**Given material:**
-.-.-

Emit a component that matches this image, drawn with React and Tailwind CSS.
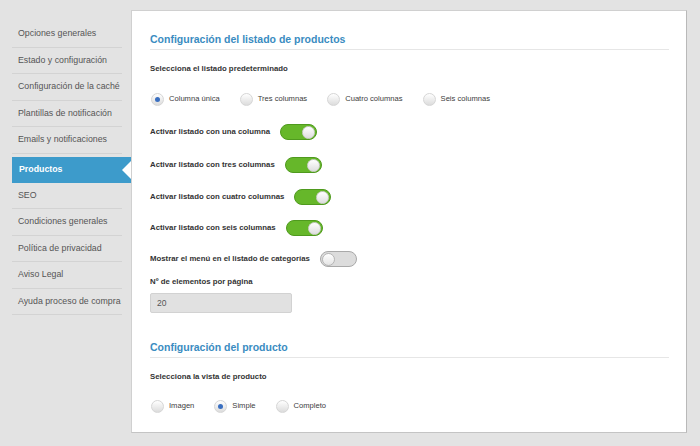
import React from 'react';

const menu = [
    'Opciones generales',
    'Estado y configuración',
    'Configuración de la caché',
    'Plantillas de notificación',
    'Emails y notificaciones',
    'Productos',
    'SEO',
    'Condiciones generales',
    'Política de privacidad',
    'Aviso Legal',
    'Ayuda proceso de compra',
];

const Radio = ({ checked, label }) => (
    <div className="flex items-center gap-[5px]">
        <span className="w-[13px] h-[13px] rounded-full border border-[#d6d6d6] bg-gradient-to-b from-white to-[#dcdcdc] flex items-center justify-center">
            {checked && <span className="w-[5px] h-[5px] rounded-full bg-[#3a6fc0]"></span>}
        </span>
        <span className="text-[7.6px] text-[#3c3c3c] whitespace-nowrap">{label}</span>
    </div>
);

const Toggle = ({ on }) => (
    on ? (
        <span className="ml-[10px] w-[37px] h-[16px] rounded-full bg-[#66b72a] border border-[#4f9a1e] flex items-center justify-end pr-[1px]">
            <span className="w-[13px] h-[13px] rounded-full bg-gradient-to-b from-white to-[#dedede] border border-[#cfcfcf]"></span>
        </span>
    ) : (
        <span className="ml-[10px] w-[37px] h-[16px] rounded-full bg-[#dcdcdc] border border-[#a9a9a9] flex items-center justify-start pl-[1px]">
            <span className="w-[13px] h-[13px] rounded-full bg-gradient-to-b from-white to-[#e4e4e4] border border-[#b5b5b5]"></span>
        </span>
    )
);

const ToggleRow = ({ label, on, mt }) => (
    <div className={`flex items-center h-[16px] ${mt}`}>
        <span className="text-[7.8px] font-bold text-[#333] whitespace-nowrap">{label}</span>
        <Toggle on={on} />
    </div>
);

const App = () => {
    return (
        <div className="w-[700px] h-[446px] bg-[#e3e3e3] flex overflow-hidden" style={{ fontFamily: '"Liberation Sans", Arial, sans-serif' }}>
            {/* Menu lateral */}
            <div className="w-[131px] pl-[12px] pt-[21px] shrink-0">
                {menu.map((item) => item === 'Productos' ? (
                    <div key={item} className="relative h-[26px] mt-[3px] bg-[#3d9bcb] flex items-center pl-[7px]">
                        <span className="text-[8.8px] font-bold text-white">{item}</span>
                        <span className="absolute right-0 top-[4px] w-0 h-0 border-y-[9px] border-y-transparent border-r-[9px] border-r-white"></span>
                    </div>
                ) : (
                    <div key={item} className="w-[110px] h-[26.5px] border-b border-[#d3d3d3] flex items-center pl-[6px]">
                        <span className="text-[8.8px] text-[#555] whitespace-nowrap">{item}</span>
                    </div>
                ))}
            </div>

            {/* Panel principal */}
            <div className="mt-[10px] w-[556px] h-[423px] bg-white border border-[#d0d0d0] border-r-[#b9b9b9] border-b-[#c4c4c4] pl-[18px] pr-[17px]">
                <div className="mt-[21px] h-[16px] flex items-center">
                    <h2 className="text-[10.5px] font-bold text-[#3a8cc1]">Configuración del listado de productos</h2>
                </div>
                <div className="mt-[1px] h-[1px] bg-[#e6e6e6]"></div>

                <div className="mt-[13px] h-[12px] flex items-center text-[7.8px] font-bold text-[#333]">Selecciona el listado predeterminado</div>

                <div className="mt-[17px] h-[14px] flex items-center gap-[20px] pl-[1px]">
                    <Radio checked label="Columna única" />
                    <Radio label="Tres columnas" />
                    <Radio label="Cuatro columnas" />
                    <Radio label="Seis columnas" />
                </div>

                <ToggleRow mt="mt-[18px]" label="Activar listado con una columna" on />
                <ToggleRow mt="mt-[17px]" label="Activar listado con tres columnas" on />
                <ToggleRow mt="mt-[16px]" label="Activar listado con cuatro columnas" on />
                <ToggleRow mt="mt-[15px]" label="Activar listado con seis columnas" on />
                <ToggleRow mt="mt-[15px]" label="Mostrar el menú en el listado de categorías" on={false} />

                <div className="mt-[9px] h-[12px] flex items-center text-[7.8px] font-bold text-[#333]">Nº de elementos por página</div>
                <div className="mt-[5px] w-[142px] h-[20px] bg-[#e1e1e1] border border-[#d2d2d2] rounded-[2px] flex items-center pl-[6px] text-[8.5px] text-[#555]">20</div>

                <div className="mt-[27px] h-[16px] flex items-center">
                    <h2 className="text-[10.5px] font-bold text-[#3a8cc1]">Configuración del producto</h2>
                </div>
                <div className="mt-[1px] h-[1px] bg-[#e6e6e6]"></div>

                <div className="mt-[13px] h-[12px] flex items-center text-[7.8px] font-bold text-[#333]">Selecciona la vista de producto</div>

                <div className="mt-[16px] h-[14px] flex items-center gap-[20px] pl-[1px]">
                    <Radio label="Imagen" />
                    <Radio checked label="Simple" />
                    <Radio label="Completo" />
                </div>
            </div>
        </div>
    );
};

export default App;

-.-.-

Without including any pictures, print all of the material exactly as given.

**Final answer:**
Emit a component that matches this image, drawn with React and Tailwind CSS.
import React from 'react';

const menu = [
    'Opciones generales',
    'Estado y configuración',
    'Configuración de la caché',
    'Plantillas de notificación',
    'Emails y notificaciones',
    'Productos',
    'SEO',
    'Condiciones generales',
    'Política de privacidad',
    'Aviso Legal',
    'Ayuda proceso de compra',
];

const Radio = ({ checked, label }) => (
    <div className="flex items-center gap-[5px]">
        <span className="w-[13px] h-[13px] rounded-full border border-[#d6d6d6] bg-gradient-to-b from-white to-[#dcdcdc] flex items-center justify-center">
            {checked && <span className="w-[5px] h-[5px] rounded-full bg-[#3a6fc0]"></span>}
        </span>
        <span className="text-[7.6px] text-[#3c3c3c] whitespace-nowrap">{label}</span>
    </div>
);

const Toggle = ({ on }) => (
    on ? (
        <span className="ml-[10px] w-[37px] h-[16px] rounded-full bg-[#66b72a] border border-[#4f9a1e] flex items-center justify-end pr-[1px]">
            <span className="w-[13px] h-[13px] rounded-full bg-gradient-to-b from-white to-[#dedede] border border-[#cfcfcf]"></span>
        </span>
    ) : (
        <span className="ml-[10px] w-[37px] h-[16px] rounded-full bg-[#dcdcdc] border border-[#a9a9a9] flex items-center justify-start pl-[1px]">
            <span className="w-[13px] h-[13px] rounded-full bg-gradient-to-b from-white to-[#e4e4e4] border border-[#b5b5b5]"></span>
        </span>
    )
);

const ToggleRow = ({ label, on, mt }) => (
    <div className={`flex items-center h-[16px] ${mt}`}>
        <span className="text-[7.8px] font-bold text-[#333] whitespace-nowrap">{label}</span>
        <Toggle on={on} />
    </div>
);

const App = () => {
    return (
        <div className="w-[700px] h-[446px] bg-[#e3e3e3] flex overflow-hidden" style={{ fontFamily: '"Liberation Sans", Arial, sans-serif' }}>
            {/* Menu lateral */}
            <div className="w-[131px] pl-[12px] pt-[21px] shrink-0">
                {menu.map((item) => item === 'Productos' ? (
                    <div key={item} className="relative h-[26px] mt-[3px] bg-[#3d9bcb] flex items-center pl-[7px]">
                        <span className="text-[8.8px] font-bold text-white">{item}</span>
                        <span className="absolute right-0 top-[4px] w-0 h-0 border-y-[9px] border-y-transparent border-r-[9px] border-r-white"></span>
                    </div>
                ) : (
                    <div key={item} className="w-[110px] h-[26.5px] border-b border-[#d3d3d3] flex items-center pl-[6px]">
                        <span className="text-[8.8px] text-[#555] whitespace-nowrap">{item}</span>
                    </div>
                ))}
            </div>

            {/* Panel principal */}
            <div className="mt-[10px] w-[556px] h-[423px] bg-white border border-[#d0d0d0] border-r-[#b9b9b9] border-b-[#c4c4c4] pl-[18px] pr-[17px]">
                <div className="mt-[21px] h-[16px] flex items-center">
                    <h2 className="text-[10.5px] font-bold text-[#3a8cc1]">Configuración del listado de productos</h2>
                </div>
                <div className="mt-[1px] h-[1px] bg-[#e6e6e6]"></div>

                <div className="mt-[13px] h-[12px] flex items-center text-[7.8px] font-bold text-[#333]">Selecciona el listado predeterminado</div>

                <div className="mt-[17px] h-[14px] flex items-center gap-[20px] pl-[1px]">
                    <Radio checked label="Columna única" />
                    <Radio label="Tres columnas" />
                    <Radio label="Cuatro columnas" />
                    <Radio label="Seis columnas" />
                </div>

                <ToggleRow mt="mt-[18px]" label="Activar listado con una columna" on />
                <ToggleRow mt="mt-[17px]" label="Activar listado con tres columnas" on />
                <ToggleRow mt="mt-[16px]" label="Activar listado con cuatro columnas" on />
                <ToggleRow mt="mt-[15px]" label="Activar listado con seis columnas" on />
                <ToggleRow mt="mt-[15px]" label="Mostrar el menú en el listado de categorías" on={false} />

                <div className="mt-[9px] h-[12px] flex items-center text-[7.8px] font-bold text-[#333]">Nº de elementos por página</div>
                <div className="mt-[5px] w-[142px] h-[20px] bg-[#e1e1e1] border border-[#d2d2d2] rounded-[2px] flex items-center pl-[6px] text-[8.5px] text-[#555]">20</div>

                <div className="mt-[27px] h-[16px] flex items-center">
                    <h2 className="text-[10.5px] font-bold text-[#3a8cc1]">Configuración del producto</h2>
                </div>
                <div className="mt-[1px] h-[1px] bg-[#e6e6e6]"></div>

                <div className="mt-[13px] h-[12px] flex items-center text-[7.8px] font-bold text-[#333]">Selecciona la vista de producto</div>

                <div className="mt-[16px] h-[14px] flex items-center gap-[20px] pl-[1px]">
                    <Radio label="Imagen" />
                    <Radio checked label="Simple" />
                    <Radio label="Completo" />
                </div>
            </div>
        </div>
    );
};

export default App;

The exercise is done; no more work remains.